In the next few months, bank stocks could continue to hold their own or trade higher if the economy shows further signs of a true recovery and the peak for credit losses comes into view. However, a wild card threatening the sector is uncertainty over government policy.

Indeed, on Monday the KBW Bank Index fell 4.09%, in large part because of an assertion by Rochdale Securities analyst Richard Bove in a note Friday that Bank of America Corp. would have to sell $45 billion in a new capital offering before the government would let it redeem its preferred shares from the Troubled Asset Relief Program.
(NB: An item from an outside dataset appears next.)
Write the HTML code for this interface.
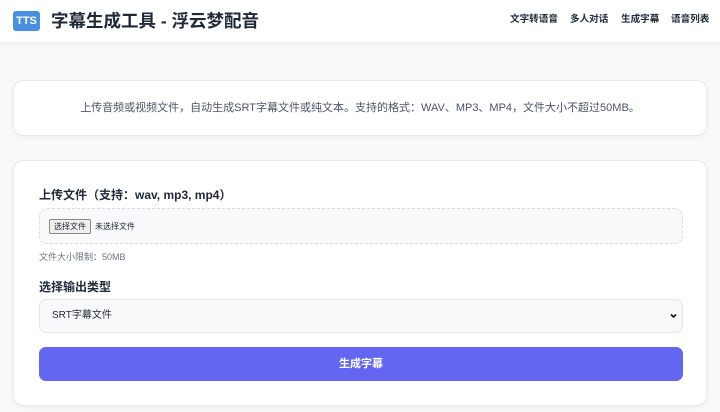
<!DOCTYPE html>
<html><head><meta charset="utf-8"><style>
*{box-sizing:border-box;margin:0;padding:0}
body{width:720px;height:412px;overflow:hidden;background:#f8f9fb;font-family:"Liberation Sans","Noto Sans CJK SC",sans-serif;color:#1f2937;position:relative}
.hdr{position:absolute;left:0;top:0;width:720px;height:42px;background:#fff;box-shadow:0 2px 6px rgba(0,0,0,.06)}
.logo{position:absolute;left:13px;top:11px;width:27px;height:20px;background:#4a90e2;border-radius:3px;color:#fff;font-size:11px;font-weight:bold;text-align:center;line-height:20px}
.title{position:absolute;left:51px;top:9px;font-size:17.5px;font-weight:bold;color:#1f2937;line-height:24px}
.nav{position:absolute;top:13px;font-size:9.6px;font-weight:bold;color:#1f2937;line-height:14px}
.card{position:absolute;left:13px;width:694px;background:#fff;border:1px solid #e8e9ec;border-radius:10px;box-shadow:0 2px 6px rgba(0,0,0,.04)}
.info{top:80px;height:56px;text-align:center;font-size:11px;color:#4b5563;line-height:54px}
.main{top:160px;height:246px}
.lbl{position:absolute;left:25px;font-size:12px;font-weight:bold;color:#1f2937}
.file{position:absolute;left:25px;top:47px;width:644px;height:36px;border:1px dashed #d8dbe0;border-radius:8px;background:#f8f9fb}
.btnf{position:absolute;left:9px;top:10px;height:15px;padding:0 4px;border:1px solid #888;background:#efefef;font-size:8px;line-height:13px;border-radius:2px}
.nf{position:absolute;left:55px;top:12px;font-size:8px}
.hint{position:absolute;left:25px;top:89px;font-size:9px;color:#6b7280}
.sel{position:absolute;left:25px;top:138px;width:644px;height:34px;border:1px solid #e5e7eb;border-radius:7px;background:#f8f9fb;font-size:10px;line-height:32px;padding-left:12px}
.go{position:absolute;left:25px;top:186px;width:644px;height:34px;border-radius:7px;background:#6366f1;color:#fff;font-size:11px;font-weight:bold;text-align:center;line-height:34px}
</style></head><body>
<div class="hdr">
<div class="logo">TTS</div>
<div class="title">字幕生成工具 - 浮云梦配音</div>
<div class="nav" style="left:510px">文字转语音</div>
<div class="nav" style="left:570px">多人对话</div>
<div class="nav" style="left:621px">生成字幕</div>
<div class="nav" style="left:671px">语音列表</div>
</div>
<div class="card info">上传音频或视频文件，自动生成SRT字幕文件或纯文本。支持的格式：WAV、MP3、MP4，文件大小不超过50MB。</div>
<div class="card main">
<div class="lbl" style="top:25px">上传文件（支持：wav, mp3, mp4）</div>
<div class="file"><span class="btnf">选择文件</span><span class="nf">未选择文件</span></div>
<div class="hint">文件大小限制：50MB</div>
<div class="lbl" style="top:117px">选择输出类型</div>
<div class="sel">SRT字幕文件<svg style="position:absolute;right:5px;top:13px" width="7" height="6" viewBox="0 0 7 6"><path d="M1 1.5L3.5 4 6 1.5" stroke="#111" stroke-width="1.6" fill="none"/></svg></div>
<div class="go">生成字幕</div>
</div>
</body></html>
B of A's shares fell 5.1%, to $15.40.

"There has been uneasiness with some of the regulatory pronouncements of late — whether it pertains to compensation, the Tarp payback or, in the case of Bank of America, whether they'd have to go to the market again in order to repay Tarp, and that's created some uncertainty for the group overall," said Frank Barkocy, the director of research at Mendon Capital Advisors.

This week could be a choppy one for bank stocks as smaller banking companies report earnings and investors take profitson recent price gains. (PNC's shares fell 3.2%, to $50.71, on Monday after a big jump on Friday.) Analysts "sell" recommendations are also having an impact. (Synovus Financial Corp. was the latest victim Monday and its stock fell 43 cents a share, to $2.49.)

"It seems like we've been taking two steps forward, then one step backward," Polini said.

James Bradshaw, an analyst at Bridge City Capital LLC in Portland, Ore., said that investors should be able to get more clarity on credit issues and revenue generation after a spate of presentations by banking companies at investor conferences in November. Stock prices could move up if encouraging news emerges at those conferences or if companies announce recapitalizations.

"Even though recapitalizations are dilutive to existing shareholders, they are generally viewed as a positive if the companies are able to get capital," Bradshaw said.

Polini said he remains bullish on the sector for the long term because numerous stocks still trade below book value and the average price-to-book ratio is only 118%, compared to a "normalized" average of 150%.

"We believe the rally in bank stocks still has a long way to go," Polini said. The KBW Bank Index "has only partially recovered from the painful free fall experienced early this year when fear ran rampant and short sellers took delight in harsh economic data and government intervention."

The index would have to more than double from its current level just to trade near the values it established two years ago, Polini added.